By Kevin Ritchie
Last year, one of Karen Mulhallen’s third-year English students came to class and said she’d read a poem by Wordsworth and it made her cry. That led to a class discussion about the lack of poetry in Ryerson’s English curriculum.
Inspired by students in her Roots of Modernity class (which is no longer available due to budget cuts) who felt they were missing out, Mulhallen decided to start a poetry night at Ryerson and invite some well-known literary names to read.
“Canada is at the top of the world in both fiction and poetry,” Mulhallen says. “The idea really came out of the hunger for poetry. We teach virtually no poetry. We have no creative writing courses.”

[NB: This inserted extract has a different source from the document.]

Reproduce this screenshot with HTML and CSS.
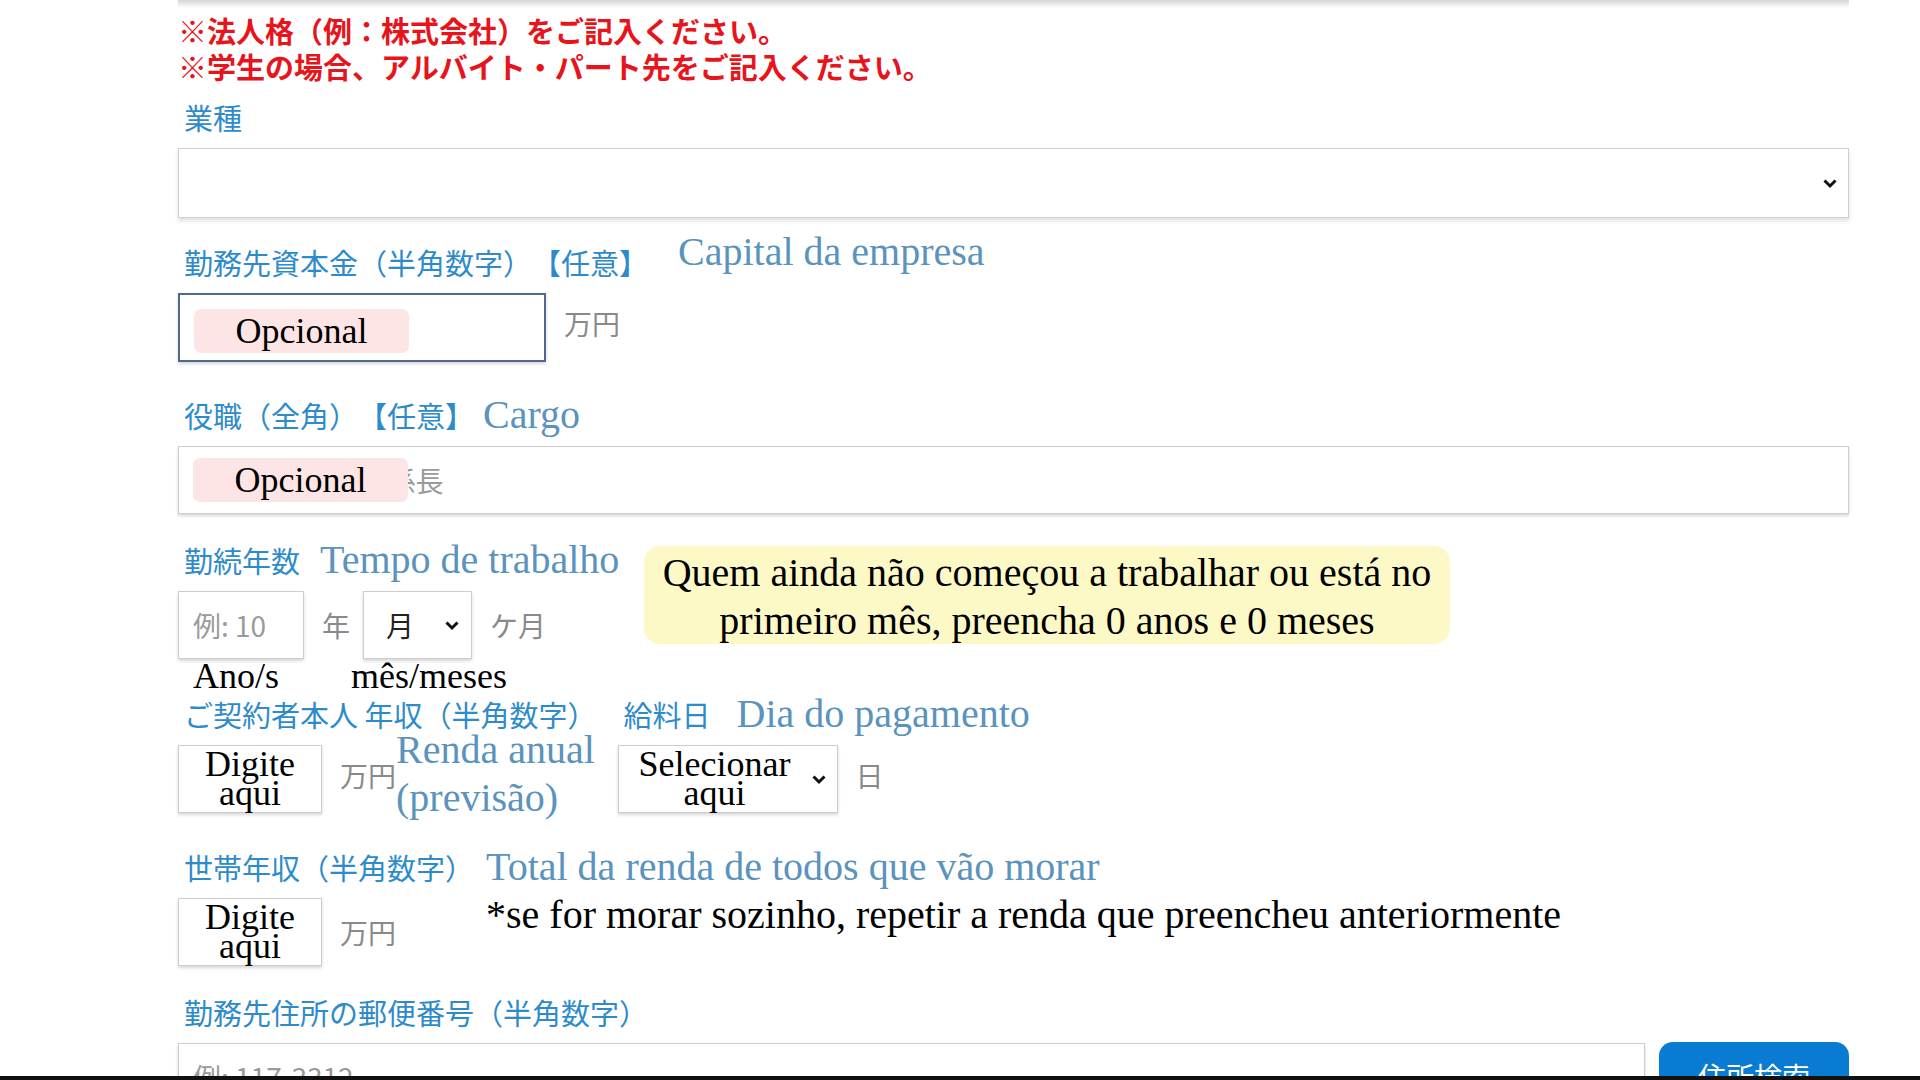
FILE: index.html
```html
<!DOCTYPE html>
<html lang="ja">

<head>
    <meta charset="UTF-8">
    <meta name="viewport" content="width=device-width, initial-scale=1.0">
    <title>勤務先情報</title>

    <link rel="stylesheet" href="styles.css">

</head>

<body>

    <div class="page">
        <div class="top-shadow"></div>

        <p class="note">※法人格（例：株式会社）をご記入ください。<br>※学生の場合、アルバイト・パート先をご記入ください。</p>

        <!-- 業種 -->
        <div class="field f-industry">
            <div class="label-row"><span class="label">業種</span></div>
            <div class="box select full">
                <svg class="chev" width="16" height="11" viewBox="0 0 16 11"><polyline points="2.5,2.5 8,8 13.5,2.5" /></svg>
            </div>
        </div>

        <!-- 資本金 -->
        <div class="field f-capital">
            <div class="label-row">
                <span class="label">勤務先資本金（半角数字）【任意】</span>
                <span class="pt pt-capital">Capital da empresa</span>
            </div>
            <div class="controls">
                <div class="box input capital"><span class="tag">Opcional</span></div>
                <span class="unit unit-up">万円</span>
            </div>
        </div>

        <!-- 役職 -->
        <div class="field f-post">
            <div class="label-row">
                <span class="label">役職（全角）【任意】</span>
                <span class="pt pt-cargo">Cargo</span>
            </div>
            <div class="box input full">
                <span class="placeholder">例: 営業部 課長 係長</span>
                <span class="tag">Opcional</span>
            </div>
        </div>

        <!-- 勤続年数 -->
        <div class="field f-years">
            <div class="years-col">
                <div class="label-row">
                    <span class="label">勤続年数</span>
                    <span class="pt pt-tempo">Tempo de trabalho</span>
                </div>
                <div class="controls">
                    <div class="box input year"><span class="placeholder">例: 10</span></div>
                    <span class="unit">年</span>
                    <div class="box select month">
                        <span class="value">月</span>
                        <svg class="chev" width="16" height="11" viewBox="0 0 16 11"><polyline points="2.5,2.5 8,8 13.5,2.5" /></svg>
                    </div>
                    <span class="unit">ケ月</span>
                </div>
                <div class="sub-labels"><span>Ano/s</span><span>mês/meses</span></div>
            </div>
            <div class="hint">Quem ainda não começou a trabalhar ou está no<br>primeiro mês, preencha 0 anos e 0 meses</div>
        </div>

        <!-- 年収 / 給料日 -->
        <div class="field f-income">
            <div class="col">
                <div class="label-row"><span class="label">ご契約者本人 年収（半角数字）</span></div>
                <div class="controls">
                    <div class="box small"><span class="two">Digite<br>aqui</span></div>
                    <span class="unit unit-up">万円</span>
                    <span class="pt two-line">Renda anual<br>(previsão)</span>
                </div>
            </div>
            <div class="col">
                <div class="label-row">
                    <span class="label">給料日</span>
                    <span class="pt pt-dia">Dia do pagamento</span>
                </div>
                <div class="controls">
                    <div class="box select payday">
                        <span class="two">Selecionar<br>aqui</span>
                        <svg class="chev" width="16" height="11" viewBox="0 0 16 11"><polyline points="2.5,2.5 8,8 13.5,2.5" /></svg>
                    </div>
                    <span class="unit unit-up">日</span>
                </div>
            </div>
        </div>

        <!-- 世帯年収 -->
        <div class="field f-household">
            <span class="label">世帯年収（半角数字）</span>
            <span class="pt">Total da renda de todos que vão morar</span>
            <div class="controls">
                <div class="box small"><span class="two">Digite<br>aqui</span></div>
                <span class="unit">万円</span>
            </div>
            <p class="pt-note">*se for morar sozinho, repetir a renda que preencheu anteriormente</p>
        </div>

        <!-- 郵便番号 -->
        <div class="field f-zip">
            <div class="label-row"><span class="label">勤務先住所の郵便番号（半角数字）</span></div>
            <div class="controls">
                <div class="box input zip"><span class="placeholder">例: 117-3312</span></div>
                <button class="search-btn">住所検索</button>
            </div>
        </div>
    </div>

    <div class="frame-bottom"></div>

</body>

</html>
```

FILE: styles.css
```css
html,
body {
    margin: 0;
    height: 1080px;
    overflow: hidden;
    background: #fff;
}

body {
    font-family: "Noto Sans CJK JP", sans-serif;
    color: #333;
    text-spacing-trim: space-all;
}

.page {
    width: 1671px;
    margin-left: 178px;
}

.top-shadow {
    height: 8px;
    background: linear-gradient(#d6d6d6, #fff);
}

.note {
    margin: 4px 0 0;
    font-size: 29px;
    line-height: 36px;
    font-weight: bold;
    color: #e8141c;
}

/* labels */

.label-row {
    display: flex;
    align-items: center;
    gap: 24px;
    height: 46px;
    padding-left: 6px;
    margin-bottom: 8px;
}

.label {
    font-size: 29px;
    line-height: 1;
    color: #2e8bcb;
    white-space: nowrap;
}

.pt {
    font-family: "Liberation Serif", serif;
    font-size: 40px;
    line-height: 1;
    color: #5a93bd;
    white-space: nowrap;
}

.pt-capital {
    margin-left: 6px;
    margin-bottom: 20px;
}

.pt-cargo {
    margin-left: -15px;
}

.pt-tempo {
    margin-left: -4px;
}

.pt-dia {
    margin-left: 2px;
}

/* boxes */

.controls {
    display: flex;
    align-items: center;
    height: 68px;
}

.box {
    box-sizing: border-box;
    position: relative;
    display: flex;
    align-items: center;
    height: 68px;
    border: 1px solid #cdcdcd;
    background: #fff;
    box-shadow: 0 2px 3px rgba(0, 0, 0, 0.16);
}

.box.full {
    width: 100%;
}

.box.input {
    padding-left: 14px;
}

.select.full {
    height: 70px;
    justify-content: flex-end;
    padding-right: 10px;
    box-shadow: 0 3px 4px rgba(0, 0, 0, 0.12);
}

.chev polyline {
    fill: none;
    stroke: #111;
    stroke-width: 3;
}

.placeholder {
    font-size: 28px;
    color: #9a9a9a;
    white-space: nowrap;
}

.value {
    font-size: 28px;
    color: #222;
}

.tag {
    position: absolute;
    left: 14px;
    top: 50%;
    margin-top: -22px;
    display: flex;
    align-items: center;
    justify-content: center;
    width: 215px;
    height: 44px;
    border-radius: 7px;
    background: #fde5e5;
    font-family: "Liberation Serif", serif;
    font-size: 36px;
    color: #000;
}

.unit {
    margin-left: 18px;
    font-size: 28px;
    line-height: 1;
    color: #8a8a8a;
}

.unit-up {
    margin-bottom: 8px;
}

.two {
    font-family: "Liberation Serif", serif;
    font-size: 36px;
    line-height: 29px;
    text-align: center;
    color: #000;
}

/* fields */

.f-industry {
    margin-top: 10px;
}

.f-capital {
    margin-top: 21px;
}

.capital {
    width: 368px;
    height: 69px;
    border: 2px solid #51688a;
}

.capital .tag {
    top: 14px;
    margin-top: 0;
}

.f-post {
    margin-top: 31px;
}

.f-years {
    display: flex;
    align-items: flex-start;
    margin-top: 23px;
}

.years-col {
    width: 466px;
}

.year {
    width: 126px;
}

.month {
    width: 109px;
    margin-left: 13px;
    padding: 0 11px 0 22px;
    justify-content: space-between;
}

.sub-labels {
    display: flex;
    gap: 72px;
    height: 30px;
    margin-top: 2px;
    padding-left: 15px;
    font-family: "Liberation Serif", serif;
    font-size: 36px;
    line-height: 30px;
    color: #000;
}

.hint {
    box-sizing: border-box;
    width: 806px;
    height: 98px;
    margin-top: 9px;
    padding-top: 3px;
    border-radius: 16px;
    background: #fcf9c6;
    font-family: "Liberation Serif", serif;
    font-size: 40px;
    line-height: 48px;
    text-align: center;
    color: #000;
}

.f-income {
    display: flex;
    gap: 21px;
}

.small {
    width: 144px;
    justify-content: center;
}

.pt.two-line {
    line-height: 48px;
    margin-top: -10px;
}

.payday {
    width: 220px;
    padding: 0 10px 0 20px;
    justify-content: space-between;
}

.f-household {
    display: grid;
    grid-template-columns: 308px 1fr;
    grid-template-rows: 46px 68px;
    row-gap: 8px;
    align-items: center;
    margin-top: 31px;
}

.f-household .label {
    padding-left: 6px;
}

.pt-note {
    align-self: start;
    margin: 0;
    font-family: "Liberation Serif", serif;
    font-size: 40px;
    line-height: 34px;
    color: #000;
    white-space: nowrap;
}

.f-zip {
    margin-top: 23px;
}

.f-zip .controls {
    gap: 14px;
}

.zip {
    flex: 1;
}

.search-btn {
    width: 190px;
    height: 68px;
    margin-top: -2px;
    border: none;
    border-radius: 14px;
    background: #0a7bd3;
    color: #fff;
    font-family: "Noto Sans CJK JP", sans-serif;
    font-size: 28px;
}

.frame-bottom {
    position: fixed;
    left: 0;
    right: 0;
    bottom: 0;
    height: 4px;
    background: #111;
}
```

Gabi Buczek, a fourth-year RTA student who was in Mulhallen’s English class last year, says it’s rare for her to find a course where she can pause to appreciate language.
“I have never joined anything in university because there’s nothing out there for me,” she says. “We’re not learning enough about language. At Ryerson, we’re taught to have skills to get a job. I work with my hands but never my mind or my words.”
To get the ball rolling, Mulhallen starting a mailing list for interested students and went to Leatrice Spevack, administrator of the Oakham House Literary Society and campus groups, to get something started.
Last Wednesday at Oakham House marked the first meeting of the Live Poets Society.
Writer and comedian John Wing was the first guest. Win, a Sarnia, Ont. Native and Tonight Show regular, was in town from Los Angeles for a taping of the Mile Bullard Show.
“It generally becomes a poem if it’s a lousy joke and it generally becomes a joke if it’s a lousy poem,” Wing told the group of about 30 people, who filled nearly all the chairs at Oakham. While he’s done thousands of stand-up gigs, he’s only performed a handful of poetry readings. He reads his poetry with a comic delivery.
Wing read selections from his three books of poetry and an excerpt from his upcoming autobiography.
Many of his poems have vivid imagery, especially the unpublished “Describing her in terms of sea life”, which is about his wife. Other poems are about the comedy industry, book-signings, Sarnia, Toronto, talk shows, his family and growing up.
After the reading, Wing fielded questions from the audience and advised the aspiring poets in the group to find their own voices. “Read every piece of poetry you can find. Your voice will come out of those you imitate. Eventually, you’ll find your own voice.”
First-year architecture student and aspiring poet Ahmad Ghafour is in Mulhallen’s English class. He came to Canada from the northern part of Afghanistan about four years ago, so most of the poetry he reads is in Persian.
“Reading English poetry is a different experience,” he says. “There’s a different tone.”
Ghafour is still finding his voice. What he writes is more an imitation of an Afghani poet named Rumi. He didn’t catch all of Wing’s metaphors and humour but hopes his poetry will reflect a hybrid of Persian and Canadian sensibilities and experiences.
He compares writing poetry to architecture.
“Poetry and architecture have rhythm and create imagery. Poetry is more dreamlike but architecture is when you apply it in the real world. It’s another form of art.”
Last week was the first and only session of Live Poet’s Society this semester, but when it starts up again during the winter term, it will be combined with Open Mic Night, which starts Tuesdays at 9 p.m.
Mulhallen put together a wish list of poets and was pleasantly surprised to find her first four calls were successful.
Guests in the winter term include Griffin Prize winner Christian Bok, novelist and poet Margaret Christakos, and performance artist Bill Bissett.
“I’m a poet and I teach poetry well because I love it and I believe in it. I thought I could set up a situation where people don’t get graded,” Mulhallen says. “Poetry is a quiet thing, so there’s that extra problem of teaching it in the classroom.”